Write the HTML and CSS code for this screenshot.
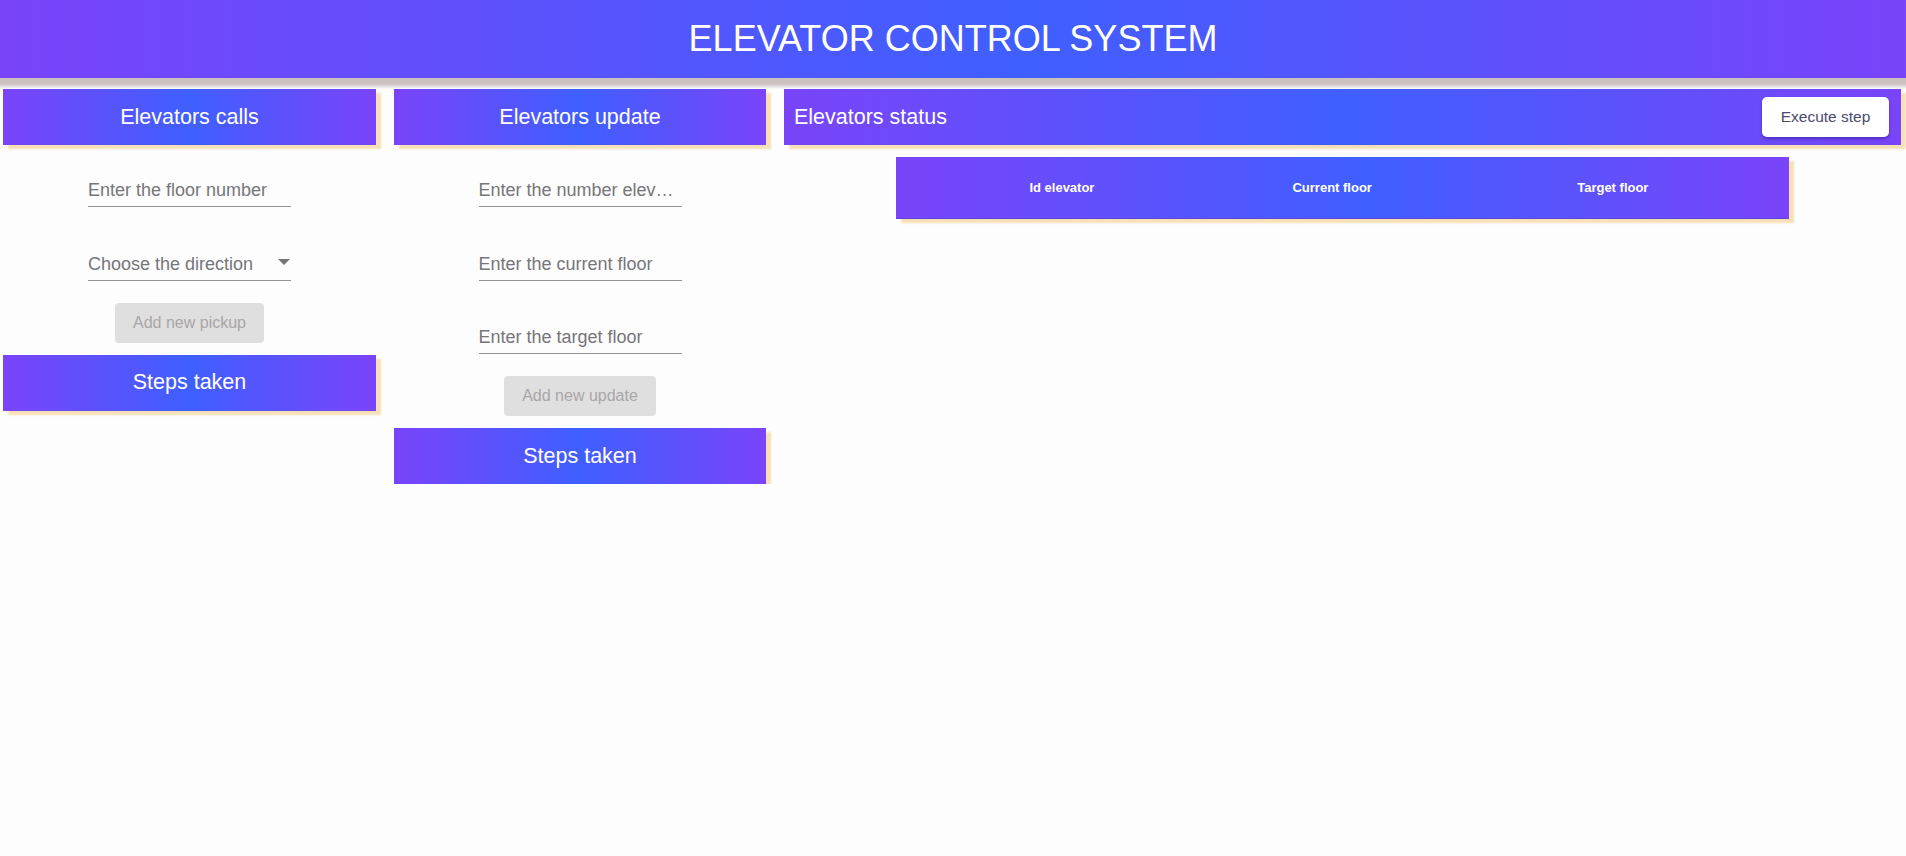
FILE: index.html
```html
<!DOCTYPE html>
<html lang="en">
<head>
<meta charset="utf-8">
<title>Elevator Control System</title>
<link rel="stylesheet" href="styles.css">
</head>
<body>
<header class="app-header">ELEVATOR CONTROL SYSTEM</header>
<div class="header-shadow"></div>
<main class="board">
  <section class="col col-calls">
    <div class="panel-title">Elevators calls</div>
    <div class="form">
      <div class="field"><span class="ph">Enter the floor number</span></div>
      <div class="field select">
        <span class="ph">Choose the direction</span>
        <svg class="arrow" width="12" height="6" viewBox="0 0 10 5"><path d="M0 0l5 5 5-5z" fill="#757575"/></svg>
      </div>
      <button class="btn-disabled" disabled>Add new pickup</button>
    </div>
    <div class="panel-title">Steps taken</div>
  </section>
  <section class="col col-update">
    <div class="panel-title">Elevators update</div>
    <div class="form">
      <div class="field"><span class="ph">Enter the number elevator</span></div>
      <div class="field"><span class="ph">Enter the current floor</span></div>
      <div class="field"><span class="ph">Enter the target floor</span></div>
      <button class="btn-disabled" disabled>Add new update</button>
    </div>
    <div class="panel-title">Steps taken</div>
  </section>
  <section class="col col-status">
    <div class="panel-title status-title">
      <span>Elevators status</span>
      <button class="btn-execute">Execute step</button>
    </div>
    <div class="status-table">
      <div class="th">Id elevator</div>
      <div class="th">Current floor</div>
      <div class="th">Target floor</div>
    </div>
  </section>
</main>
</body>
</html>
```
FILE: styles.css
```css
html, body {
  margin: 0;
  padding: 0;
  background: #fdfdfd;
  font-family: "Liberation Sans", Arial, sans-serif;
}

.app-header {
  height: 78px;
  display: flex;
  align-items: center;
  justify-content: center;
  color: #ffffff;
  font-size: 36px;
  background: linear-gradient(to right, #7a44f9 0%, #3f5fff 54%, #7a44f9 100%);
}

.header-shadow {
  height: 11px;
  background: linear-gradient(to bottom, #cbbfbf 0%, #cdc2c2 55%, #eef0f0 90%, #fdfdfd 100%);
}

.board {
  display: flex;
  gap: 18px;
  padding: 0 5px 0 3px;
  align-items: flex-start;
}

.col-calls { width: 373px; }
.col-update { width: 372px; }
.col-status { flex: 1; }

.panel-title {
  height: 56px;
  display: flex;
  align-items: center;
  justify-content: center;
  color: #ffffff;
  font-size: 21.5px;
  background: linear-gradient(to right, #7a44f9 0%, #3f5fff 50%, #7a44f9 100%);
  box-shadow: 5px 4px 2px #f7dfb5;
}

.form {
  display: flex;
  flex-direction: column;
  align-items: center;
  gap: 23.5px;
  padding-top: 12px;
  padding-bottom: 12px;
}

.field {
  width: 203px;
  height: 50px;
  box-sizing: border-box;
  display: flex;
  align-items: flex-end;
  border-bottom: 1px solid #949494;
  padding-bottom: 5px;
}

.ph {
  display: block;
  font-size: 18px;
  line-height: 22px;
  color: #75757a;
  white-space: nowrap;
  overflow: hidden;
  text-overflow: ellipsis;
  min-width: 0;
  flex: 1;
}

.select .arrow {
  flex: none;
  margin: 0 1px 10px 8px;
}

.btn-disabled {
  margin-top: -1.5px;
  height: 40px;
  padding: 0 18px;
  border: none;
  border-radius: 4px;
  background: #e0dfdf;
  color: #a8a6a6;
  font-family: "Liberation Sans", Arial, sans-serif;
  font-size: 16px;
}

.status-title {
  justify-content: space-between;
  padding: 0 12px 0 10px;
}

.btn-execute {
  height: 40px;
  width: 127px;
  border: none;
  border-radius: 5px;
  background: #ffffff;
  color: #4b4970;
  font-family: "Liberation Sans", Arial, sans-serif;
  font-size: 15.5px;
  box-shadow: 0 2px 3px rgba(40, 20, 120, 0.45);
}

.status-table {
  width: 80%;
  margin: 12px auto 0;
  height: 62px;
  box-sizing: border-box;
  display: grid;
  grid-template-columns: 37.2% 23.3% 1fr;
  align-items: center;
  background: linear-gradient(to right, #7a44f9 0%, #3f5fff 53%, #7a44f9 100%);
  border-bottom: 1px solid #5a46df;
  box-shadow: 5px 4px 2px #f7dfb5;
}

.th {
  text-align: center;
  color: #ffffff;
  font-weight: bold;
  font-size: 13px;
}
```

+===+

→ Stated goal: Your task is to reproduce all of the material exactly. The pictures stay out.

→ Exercise answer:
Write the HTML and CSS code for this screenshot.
FILE: index.html
```html
<!DOCTYPE html>
<html lang="en">
<head>
<meta charset="utf-8">
<title>Elevator Control System</title>
<link rel="stylesheet" href="styles.css">
</head>
<body>
<header class="app-header">ELEVATOR CONTROL SYSTEM</header>
<div class="header-shadow"></div>
<main class="board">
  <section class="col col-calls">
    <div class="panel-title">Elevators calls</div>
    <div class="form">
      <div class="field"><span class="ph">Enter the floor number</span></div>
      <div class="field select">
        <span class="ph">Choose the direction</span>
        <svg class="arrow" width="12" height="6" viewBox="0 0 10 5"><path d="M0 0l5 5 5-5z" fill="#757575"/></svg>
      </div>
      <button class="btn-disabled" disabled>Add new pickup</button>
    </div>
    <div class="panel-title">Steps taken</div>
  </section>
  <section class="col col-update">
    <div class="panel-title">Elevators update</div>
    <div class="form">
      <div class="field"><span class="ph">Enter the number elevator</span></div>
      <div class="field"><span class="ph">Enter the current floor</span></div>
      <div class="field"><span class="ph">Enter the target floor</span></div>
      <button class="btn-disabled" disabled>Add new update</button>
    </div>
    <div class="panel-title">Steps taken</div>
  </section>
  <section class="col col-status">
    <div class="panel-title status-title">
      <span>Elevators status</span>
      <button class="btn-execute">Execute step</button>
    </div>
    <div class="status-table">
      <div class="th">Id elevator</div>
      <div class="th">Current floor</div>
      <div class="th">Target floor</div>
    </div>
  </section>
</main>
</body>
</html>
```
FILE: styles.css
```css
html, body {
  margin: 0;
  padding: 0;
  background: #fdfdfd;
  font-family: "Liberation Sans", Arial, sans-serif;
}

.app-header {
  height: 78px;
  display: flex;
  align-items: center;
  justify-content: center;
  color: #ffffff;
  font-size: 36px;
  background: linear-gradient(to right, #7a44f9 0%, #3f5fff 54%, #7a44f9 100%);
}

.header-shadow {
  height: 11px;
  background: linear-gradient(to bottom, #cbbfbf 0%, #cdc2c2 55%, #eef0f0 90%, #fdfdfd 100%);
}

.board {
  display: flex;
  gap: 18px;
  padding: 0 5px 0 3px;
  align-items: flex-start;
}

.col-calls { width: 373px; }
.col-update { width: 372px; }
.col-status { flex: 1; }

.panel-title {
  height: 56px;
  display: flex;
  align-items: center;
  justify-content: center;
  color: #ffffff;
  font-size: 21.5px;
  background: linear-gradient(to right, #7a44f9 0%, #3f5fff 50%, #7a44f9 100%);
  box-shadow: 5px 4px 2px #f7dfb5;
}

.form {
  display: flex;
  flex-direction: column;
  align-items: center;
  gap: 23.5px;
  padding-top: 12px;
  padding-bottom: 12px;
}

.field {
  width: 203px;
  height: 50px;
  box-sizing: border-box;
  display: flex;
  align-items: flex-end;
  border-bottom: 1px solid #949494;
  padding-bottom: 5px;
}

.ph {
  display: block;
  font-size: 18px;
  line-height: 22px;
  color: #75757a;
  white-space: nowrap;
  overflow: hidden;
  text-overflow: ellipsis;
  min-width: 0;
  flex: 1;
}

.select .arrow {
  flex: none;
  margin: 0 1px 10px 8px;
}

.btn-disabled {
  margin-top: -1.5px;
  height: 40px;
  padding: 0 18px;
  border: none;
  border-radius: 4px;
  background: #e0dfdf;
  color: #a8a6a6;
  font-family: "Liberation Sans", Arial, sans-serif;
  font-size: 16px;
}

.status-title {
  justify-content: space-between;
  padding: 0 12px 0 10px;
}

.btn-execute {
  height: 40px;
  width: 127px;
  border: none;
  border-radius: 5px;
  background: #ffffff;
  color: #4b4970;
  font-family: "Liberation Sans", Arial, sans-serif;
  font-size: 15.5px;
  box-shadow: 0 2px 3px rgba(40, 20, 120, 0.45);
}

.status-table {
  width: 80%;
  margin: 12px auto 0;
  height: 62px;
  box-sizing: border-box;
  display: grid;
  grid-template-columns: 37.2% 23.3% 1fr;
  align-items: center;
  background: linear-gradient(to right, #7a44f9 0%, #3f5fff 53%, #7a44f9 100%);
  border-bottom: 1px solid #5a46df;
  box-shadow: 5px 4px 2px #f7dfb5;
}

.th {
  text-align: center;
  color: #ffffff;
  font-weight: bold;
  font-size: 13px;
}
```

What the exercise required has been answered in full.